A hugely popular talk show host, Sharif was of late a harsh critic of the current ruling coalition and the army, and fled the country in August, citing threats to his life. He was also widely considered a staunch supporter of ex-PM Imran Khan and his Pakistan Tehreek-e-Insaf (PTI) opposition party. At the time he left Pakistan, he was facing a slew of court cases related to charges of sedition and others. He was believed to have been in the United Arab Emirates since he left Pakistan and had recently traveled to Kenya from the Emirates.
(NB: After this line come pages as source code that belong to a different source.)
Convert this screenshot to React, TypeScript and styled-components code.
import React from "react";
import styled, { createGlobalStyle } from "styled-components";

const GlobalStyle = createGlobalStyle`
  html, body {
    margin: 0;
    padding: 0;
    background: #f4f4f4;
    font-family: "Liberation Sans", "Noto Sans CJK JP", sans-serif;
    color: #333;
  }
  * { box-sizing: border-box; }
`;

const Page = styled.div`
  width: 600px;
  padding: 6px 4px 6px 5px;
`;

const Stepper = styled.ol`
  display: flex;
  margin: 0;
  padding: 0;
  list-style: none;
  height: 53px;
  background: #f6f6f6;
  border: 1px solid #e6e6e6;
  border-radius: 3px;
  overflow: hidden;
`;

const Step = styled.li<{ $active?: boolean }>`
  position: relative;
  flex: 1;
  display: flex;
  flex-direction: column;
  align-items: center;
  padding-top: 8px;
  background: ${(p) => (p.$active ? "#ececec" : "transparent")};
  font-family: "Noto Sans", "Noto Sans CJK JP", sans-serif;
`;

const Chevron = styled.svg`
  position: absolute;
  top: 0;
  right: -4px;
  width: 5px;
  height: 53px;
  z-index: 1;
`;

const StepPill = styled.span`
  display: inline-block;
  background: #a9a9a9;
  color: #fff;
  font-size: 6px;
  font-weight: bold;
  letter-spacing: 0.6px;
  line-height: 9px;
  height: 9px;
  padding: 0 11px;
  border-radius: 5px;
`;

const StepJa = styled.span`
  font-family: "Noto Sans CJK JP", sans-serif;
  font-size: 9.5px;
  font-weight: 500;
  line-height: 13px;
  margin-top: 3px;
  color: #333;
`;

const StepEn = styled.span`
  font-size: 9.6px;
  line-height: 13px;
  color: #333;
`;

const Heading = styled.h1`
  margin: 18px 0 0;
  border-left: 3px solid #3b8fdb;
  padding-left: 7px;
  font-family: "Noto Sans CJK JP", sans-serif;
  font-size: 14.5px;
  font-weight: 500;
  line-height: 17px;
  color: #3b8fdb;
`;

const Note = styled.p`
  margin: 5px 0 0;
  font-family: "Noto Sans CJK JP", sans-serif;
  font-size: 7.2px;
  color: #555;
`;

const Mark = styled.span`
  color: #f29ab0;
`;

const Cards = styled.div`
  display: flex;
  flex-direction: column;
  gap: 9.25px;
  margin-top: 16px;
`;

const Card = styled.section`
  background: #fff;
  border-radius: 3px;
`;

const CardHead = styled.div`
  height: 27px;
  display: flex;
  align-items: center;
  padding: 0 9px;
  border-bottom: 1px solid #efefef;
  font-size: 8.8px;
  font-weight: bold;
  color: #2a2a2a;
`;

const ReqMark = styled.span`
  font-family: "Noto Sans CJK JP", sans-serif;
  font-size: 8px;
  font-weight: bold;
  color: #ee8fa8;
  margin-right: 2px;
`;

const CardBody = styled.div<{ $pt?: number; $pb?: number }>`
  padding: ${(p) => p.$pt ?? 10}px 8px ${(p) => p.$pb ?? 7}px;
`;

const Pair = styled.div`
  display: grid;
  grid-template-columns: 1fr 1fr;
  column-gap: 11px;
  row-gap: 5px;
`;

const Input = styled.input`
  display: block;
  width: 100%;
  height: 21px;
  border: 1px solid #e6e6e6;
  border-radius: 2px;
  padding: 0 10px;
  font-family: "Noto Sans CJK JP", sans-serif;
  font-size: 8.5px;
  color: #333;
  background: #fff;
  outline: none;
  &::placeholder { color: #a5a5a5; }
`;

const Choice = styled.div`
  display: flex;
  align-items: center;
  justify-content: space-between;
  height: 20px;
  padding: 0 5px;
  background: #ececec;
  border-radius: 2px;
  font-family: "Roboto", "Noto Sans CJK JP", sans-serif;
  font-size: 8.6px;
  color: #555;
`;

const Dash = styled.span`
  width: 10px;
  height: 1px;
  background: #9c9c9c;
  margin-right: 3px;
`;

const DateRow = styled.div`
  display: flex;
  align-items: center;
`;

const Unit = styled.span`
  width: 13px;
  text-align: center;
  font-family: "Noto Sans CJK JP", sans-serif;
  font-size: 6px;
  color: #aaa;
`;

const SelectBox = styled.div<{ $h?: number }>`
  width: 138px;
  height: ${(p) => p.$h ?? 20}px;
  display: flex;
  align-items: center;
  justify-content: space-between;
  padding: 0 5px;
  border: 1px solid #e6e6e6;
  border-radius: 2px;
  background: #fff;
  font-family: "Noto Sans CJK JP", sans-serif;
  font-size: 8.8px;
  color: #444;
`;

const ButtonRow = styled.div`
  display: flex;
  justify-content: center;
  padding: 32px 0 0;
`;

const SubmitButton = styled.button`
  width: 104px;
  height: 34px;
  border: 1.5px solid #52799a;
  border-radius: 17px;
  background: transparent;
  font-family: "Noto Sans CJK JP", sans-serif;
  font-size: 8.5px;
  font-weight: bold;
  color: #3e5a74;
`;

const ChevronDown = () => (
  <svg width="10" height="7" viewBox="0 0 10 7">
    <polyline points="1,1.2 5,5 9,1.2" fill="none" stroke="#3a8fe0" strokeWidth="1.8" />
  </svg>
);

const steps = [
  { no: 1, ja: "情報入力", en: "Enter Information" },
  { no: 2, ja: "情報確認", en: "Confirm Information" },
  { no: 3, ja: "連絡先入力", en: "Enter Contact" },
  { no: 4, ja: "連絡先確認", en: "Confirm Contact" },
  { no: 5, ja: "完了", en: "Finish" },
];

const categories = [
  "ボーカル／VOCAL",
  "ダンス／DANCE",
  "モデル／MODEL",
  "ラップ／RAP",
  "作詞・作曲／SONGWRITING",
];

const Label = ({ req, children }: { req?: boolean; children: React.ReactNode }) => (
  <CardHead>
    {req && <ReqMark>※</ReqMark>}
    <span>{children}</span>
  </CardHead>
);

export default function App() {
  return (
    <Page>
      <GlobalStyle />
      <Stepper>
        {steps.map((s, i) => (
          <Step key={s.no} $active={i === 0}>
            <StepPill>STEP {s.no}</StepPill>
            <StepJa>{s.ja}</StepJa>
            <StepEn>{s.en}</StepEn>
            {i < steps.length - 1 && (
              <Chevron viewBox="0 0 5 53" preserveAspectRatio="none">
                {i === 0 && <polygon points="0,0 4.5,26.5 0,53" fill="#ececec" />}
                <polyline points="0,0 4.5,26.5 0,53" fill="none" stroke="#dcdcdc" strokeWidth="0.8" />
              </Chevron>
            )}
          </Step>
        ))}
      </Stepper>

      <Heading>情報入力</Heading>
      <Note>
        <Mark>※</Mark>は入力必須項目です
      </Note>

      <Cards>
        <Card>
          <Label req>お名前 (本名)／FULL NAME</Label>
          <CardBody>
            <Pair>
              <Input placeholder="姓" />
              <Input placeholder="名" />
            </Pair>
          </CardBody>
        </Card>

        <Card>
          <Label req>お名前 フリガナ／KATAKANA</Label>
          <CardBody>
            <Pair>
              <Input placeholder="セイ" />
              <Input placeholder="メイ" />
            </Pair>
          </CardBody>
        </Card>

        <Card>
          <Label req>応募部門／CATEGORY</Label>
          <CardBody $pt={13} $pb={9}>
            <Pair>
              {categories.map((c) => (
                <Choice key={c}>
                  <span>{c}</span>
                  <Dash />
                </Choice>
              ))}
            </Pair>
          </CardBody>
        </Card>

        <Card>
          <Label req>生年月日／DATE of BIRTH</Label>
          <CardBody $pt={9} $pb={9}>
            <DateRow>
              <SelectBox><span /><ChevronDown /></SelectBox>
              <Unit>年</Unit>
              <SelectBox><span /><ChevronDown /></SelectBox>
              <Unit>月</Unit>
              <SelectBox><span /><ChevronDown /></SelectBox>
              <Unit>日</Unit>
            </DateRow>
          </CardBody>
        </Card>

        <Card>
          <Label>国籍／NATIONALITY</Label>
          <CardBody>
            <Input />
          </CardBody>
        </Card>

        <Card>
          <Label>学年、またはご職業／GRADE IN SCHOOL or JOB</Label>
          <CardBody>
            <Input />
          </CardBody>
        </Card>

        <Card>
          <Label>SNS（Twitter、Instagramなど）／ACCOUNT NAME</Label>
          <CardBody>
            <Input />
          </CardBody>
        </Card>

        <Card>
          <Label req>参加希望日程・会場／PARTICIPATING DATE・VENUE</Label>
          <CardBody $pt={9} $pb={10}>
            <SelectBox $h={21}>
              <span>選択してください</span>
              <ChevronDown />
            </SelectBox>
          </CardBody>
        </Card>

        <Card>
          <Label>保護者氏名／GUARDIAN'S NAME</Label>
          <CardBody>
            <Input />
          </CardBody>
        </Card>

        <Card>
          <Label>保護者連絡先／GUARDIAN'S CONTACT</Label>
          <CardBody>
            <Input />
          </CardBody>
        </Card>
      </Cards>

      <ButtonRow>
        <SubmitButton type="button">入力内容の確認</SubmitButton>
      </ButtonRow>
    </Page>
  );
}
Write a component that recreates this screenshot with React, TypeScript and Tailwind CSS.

The Pakistan government on Wednesday announced it was sending a two-member team to Kenya to “ascertain the facts” surrounding Sharif’s murder. His body arrived in Pakistan in the wee hours of Wednesday. A postmortem was completed that evening.
“His funeral prayers will be offered at the Shah Faisal Mosque Islamabad at 2pm on Thursday,” the family said. “He will be laid to rest at the H-11 cemetery in the federal capital.”
Sharif left Pakistan in August after going into hiding in his own country in July to avoid arrest following a citizen’s complaint against him on allegations of maligning the country’s national institutions, a reference to the military. His whereabouts were not publicly known.
A month later, Sharif’s employer, the private ARY Television, fired him, saying he had violated the TV station’s social media policy. His talk show Power Play was discontinued.
The TV channel had earlier in the year remained critical of Pakistan’s prime minister Shehbaz Sharif following the ouster of his predecessor, Imran Khan, in a no-confidence vote in parliament in April. Khan says he was ousted as part of a US plot, a charge both Washington and the Pakistani government deny. Sharif the journalist, who is not related to the PM, had been a prominent critic of Khan’s ouster.
Khan on Tuesday told a gathering of lawyers in the city of Peshawar that he had asked the slain journalist to leave the country as his life was in danger in Pakistan. He paid glowing tribute to Sharif, saying he was among those journalists who never bowed to pressure.